On July 13, 2020, the Company, ARKO Holdings Ltd. (“Arko”) and GPM Investments, LLC (“GPM”) issued a joint press release, announcing that the Company, Arko and GPM had entered into
a non-binding letter
of intent (the “Letter of Intent”) for a business combination. Arko is an Israeli holding company which, through its indirect U.S. subsidiary, GPM, is a leading convenience store operator with 1,272 company-operated stores and 128 additional sites as of December 31, 2019 to which it delivers fuel in the United States (excluding pending acquisitions).
Under the terms of the Letter of Intent, the Company and Arko intend to enter into a definitive agreement pursuant to which the Company and Arko would combine, with the former equity holders of both entities and the minority equity holders of GPM holding equity in the combined public company listed on Nasdaq (the “Surviving Company”) and with Arko’s existing equity holders owning a majority of the equity in the Surviving Company. The final terms of the definitive agreement are subject to the completion of due diligence to the Company’s satisfaction.
Under the terms of the Letter of Intent, the enterprise value of the combined company is approximately
$1.5 
billion. It is expected that there will be a substantial rollover of equity by the existing equity holders GPM and Arko.
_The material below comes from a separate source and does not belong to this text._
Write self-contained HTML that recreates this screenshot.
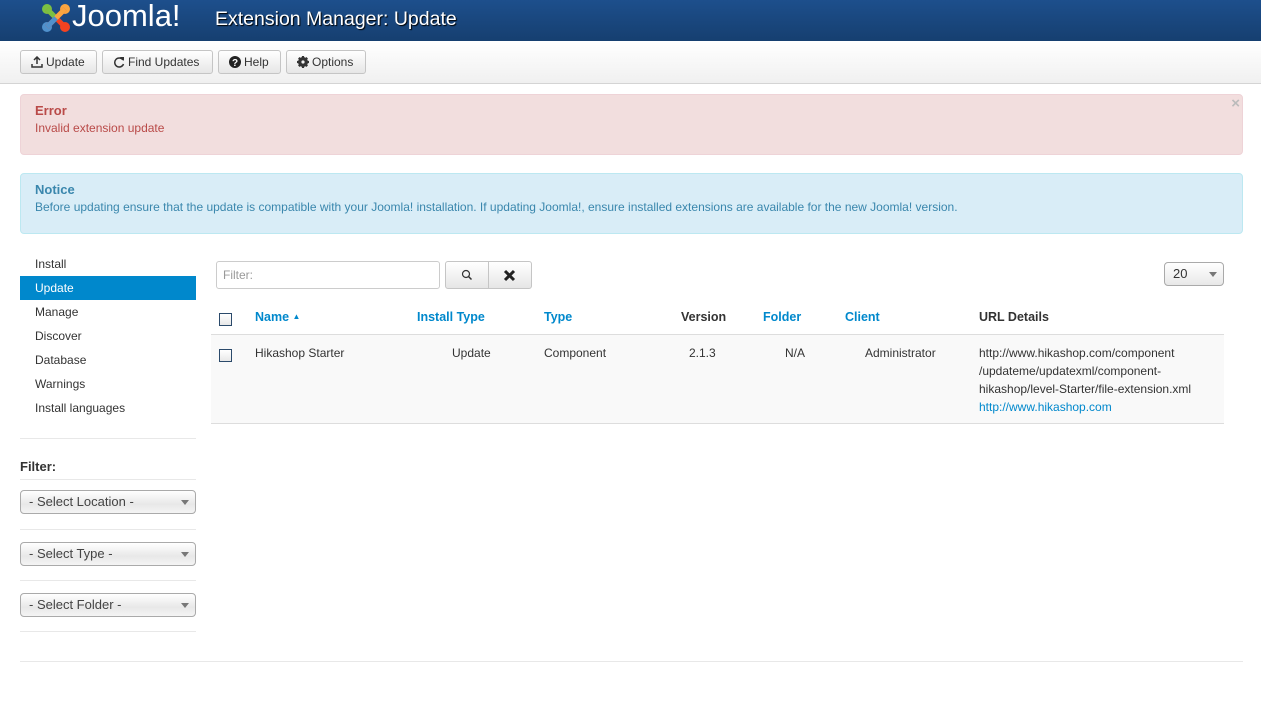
<!DOCTYPE html>
<html><head><meta charset="utf-8"><style>
*{box-sizing:border-box}
body{margin:0;width:1261px;height:710px;background:#fff;font-family:"Liberation Sans",Arial,sans-serif;font-size:12px;color:#333;position:relative;overflow:hidden}
.hdr{position:absolute;left:0;top:0;width:1261px;height:41px;background:linear-gradient(#1d4f8c,#163f70);}
.logo{position:absolute;left:40px;top:0px;width:150px;height:38px}
.logo .j{position:absolute;left:32px;top:-2px;color:#fff;font-size:31px;font-family:"Liberation Sans",sans-serif}
.title{position:absolute;left:215px;top:8px;color:#fff;font-size:19.5px;text-shadow:1px 1px 1px #000}
.tb{position:absolute;left:0;top:41px;width:1261px;height:43px;background:linear-gradient(#fff,#f0f0f0);border-bottom:1px solid #d4d4d4}
.btn{position:absolute;top:9px;height:24px;border:1px solid #c5c5c5;border-radius:3px;background:linear-gradient(#fff,#e6e6e6);font-size:12px;line-height:22px;padding:0 10px;color:#333;white-space:nowrap}
.btn svg{vertical-align:-2px;margin-right:3px}
.alert{position:absolute;left:20px;width:1223px;border-radius:4px;padding:8px 14px}
.alert b{display:block;font-size:13px;margin-bottom:3px}
.side a{position:absolute;left:20px;width:176px;height:24px;line-height:24px;padding-left:15px;color:#333;font-size:12px}
.hr{position:absolute;height:1px;background:#e8e8e8}
.sel{position:absolute;left:20px;width:176px;height:24px;border:1px solid #aaa;border-radius:4px;background:linear-gradient(#fff,#e8e8e8 60%,#f4f4f4);line-height:22px;padding-left:8px;font-size:13px;color:#444}
.sel:after{content:"";position:absolute;right:6px;top:9px;border:4px solid transparent;border-top:5px solid #777}
.th{position:absolute;top:310px;font-weight:bold;font-size:12.5px;color:#0088cc}
.cb{position:absolute;width:13px;height:13px;border:1px solid #2b4a6b;background:linear-gradient(#fff,#e8e8e8)}
.td{position:absolute;top:346px;font-size:12px;color:#333}
</style></head><body>
<div class="hdr">
 <div class="logo">
  <svg style="position:absolute;left:0;top:3px" width="32" height="30" viewBox="0 0 32 30">
   <circle cx="7" cy="6" r="5" fill="#7ac143"/><circle cx="25" cy="6" r="5" fill="#f9a541"/>
   <circle cx="7" cy="24" r="5" fill="#5091cd"/><circle cx="25" cy="24" r="5" fill="#f44321"/>
   <path d="M7 6 L25 24 M25 6 L7 24" stroke="#f44321" stroke-width="5"/>
   <path d="M7 6 L16 15" stroke="#7ac143" stroke-width="5"/><path d="M25 6 L16 15" stroke="#f9a541" stroke-width="5"/>
   <path d="M7 24 L16 15" stroke="#5091cd" stroke-width="5"/>
  </svg>
  <span class="j">Joomla!</span>
 </div>
 <div class="title">Extension Manager: Update</div>
</div>
<div class="tb">
 <div class="btn" style="left:20px;width:77px"><svg width="12" height="12"><path d="M6 1 L6 8 M3 4 L6 1 L9 4 M1 8 L1 11 L11 11 L11 8" stroke="#333" stroke-width="1.5" fill="none"/></svg>Update</div>
 <div class="btn" style="left:102px;width:111px"><svg width="12" height="12"><path d="M10 4 A4.5 4.5 0 1 0 10.5 8" stroke="#333" stroke-width="1.5" fill="none"/><path d="M7 1 L11 1 L11 5 Z" fill="#333"/></svg>Find Updates</div>
 <div class="btn" style="left:218px;width:63px"><svg width="12" height="12"><circle cx="6" cy="6" r="6" fill="#222"/><text x="6" y="10" font-size="10" font-weight="bold" fill="#fff" text-anchor="middle" font-family="Liberation Sans">?</text></svg>Help</div>
 <div class="btn" style="left:286px;width:80px"><svg width="12" height="12"><circle cx="6" cy="6" r="3.8" fill="none" stroke="#333" stroke-width="2.4"/><path d="M6 0 V12 M0 6 H12 M1.8 1.8 L10.2 10.2 M10.2 1.8 L1.8 10.2" stroke="#333" stroke-width="2.2"/><circle cx="6" cy="6" r="1.6" fill="#f2f2f2"/></svg>Options</div>
</div>
<div class="alert" style="top:94px;height:61px;background:#f2dede;border:1px solid #eed3d7;color:#b94a48"><b>Error</b>Invalid extension update<span style="position:absolute;right:2px;top:0;color:#bbb;font-size:15px;font-weight:bold">×</span></div>
<div class="alert" style="top:173px;height:61px;background:#d9edf7;border:1px solid #bce8f1;color:#3a87ad"><b>Notice</b>Before updating ensure that the update is compatible with your Joomla! installation. If updating Joomla!, ensure installed extensions are available for the new Joomla! version.</div>
<div class="side">
 <a style="top:252px">Install</a>
 <a style="top:276px;background:#0088cc;color:#fff">Update</a>
 <a style="top:300px">Manage</a>
 <a style="top:324px">Discover</a>
 <a style="top:348px">Database</a>
 <a style="top:372px">Warnings</a>
 <a style="top:396px">Install languages</a>
</div>
<div class="hr" style="left:20px;top:438px;width:176px"></div>
<div style="position:absolute;left:20px;top:459px;font-weight:bold;font-size:13px">Filter:</div>
<div class="hr" style="left:20px;top:479px;width:176px"></div>
<div class="sel" style="top:490px">- Select Location -</div>
<div class="hr" style="left:20px;top:529px;width:176px"></div>
<div class="sel" style="top:542px">- Select Type -</div>
<div class="hr" style="left:20px;top:580px;width:176px"></div>
<div class="sel" style="top:593px">- Select Folder -</div>
<div class="hr" style="left:20px;top:631px;width:176px"></div>
<div class="hr" style="left:20px;top:661px;width:1223px"></div>

<div style="position:absolute;left:216px;top:261px;width:224px;height:28px;border:1px solid #ccc;border-radius:3px;padding-left:6px;line-height:26px;color:#999">Filter:</div>
<div style="position:absolute;left:445px;top:261px;width:87px;height:28px;border:1px solid #c5c5c5;border-radius:3px;background:linear-gradient(#fff,#e6e6e6)">
 <div style="position:absolute;left:42px;top:0;width:1px;height:26px;background:#c5c5c5"></div>
 <svg style="position:absolute;left:15px;top:7px" width="12" height="12"><circle cx="5" cy="5" r="3.5" fill="none" stroke="#333" stroke-width="1.2"/><path d="M7.5 7.5 L10.5 10.5" stroke="#333" stroke-width="1.5"/></svg>
 <svg style="position:absolute;left:57px;top:7px" width="13" height="13"><path d="M2 2 L11 11 M11 2 L2 11" stroke="#222" stroke-width="3"/></svg>
</div>
<div style="position:absolute;left:1164px;top:262px;width:60px;height:24px;border:1px solid #aaa;border-radius:4px;background:linear-gradient(#fff,#e8e8e8);line-height:22px;padding-left:8px;font-size:13px">20<span style="position:absolute;right:6px;top:9px;border:4px solid transparent;border-top:5px solid #777"></span></div>

<div class="cb" style="left:219px;top:313px"></div>
<div class="th" style="left:255px">Name <span style="font-size:8px;vertical-align:2px">▲</span></div>
<div class="th" style="left:417px">Install Type</div>
<div class="th" style="left:544px">Type</div>
<div class="th" style="left:681px;color:#333">Version</div>
<div class="th" style="left:763px">Folder</div>
<div class="th" style="left:845px">Client</div>
<div class="th" style="left:979px;color:#333">URL Details</div>
<div style="position:absolute;left:211px;top:334px;width:1013px;height:90px;background:#f9f9f9;border-top:1px solid #ddd;border-bottom:1px solid #ddd"></div>
<div class="cb" style="left:219px;top:349px"></div>
<div class="td" style="left:255px">Hikashop Starter</div>
<div class="td" style="left:452px">Update</div>
<div class="td" style="left:544px">Component</div>
<div class="td" style="left:689px">2.1.3</div>
<div class="td" style="left:785px">N/A</div>
<div class="td" style="left:865px">Administrator</div>
<div class="td" style="left:979px;line-height:18px;top:344px">http://www.hikashop.com/component<br>/updateme/updatexml/component-<br>hikashop/level-Starter/file-extension.xml<br><span style="color:#0088cc">http://www.hikashop.com</span></div>
</body></html>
The completion of the business combination is subject to the negotiation and execution of definitive documentation and satisfaction of the conditions therein, including (i) completion of any required stock exchange and regulatory review, (ii) approval of the transaction by the Company’s and Arko’s stockholders, (iii) receipt by Arko and GPM of any required third-party approvals, and (iv) the Company’s common stock being listed on the Tel Aviv Stock Exchange. Accordingly, no assurances can be made that the parties will successfully negotiate and enter into a definitive agreement, or that the proposed transaction will be consummated on the terms or timeframe currently contemplated, or at all.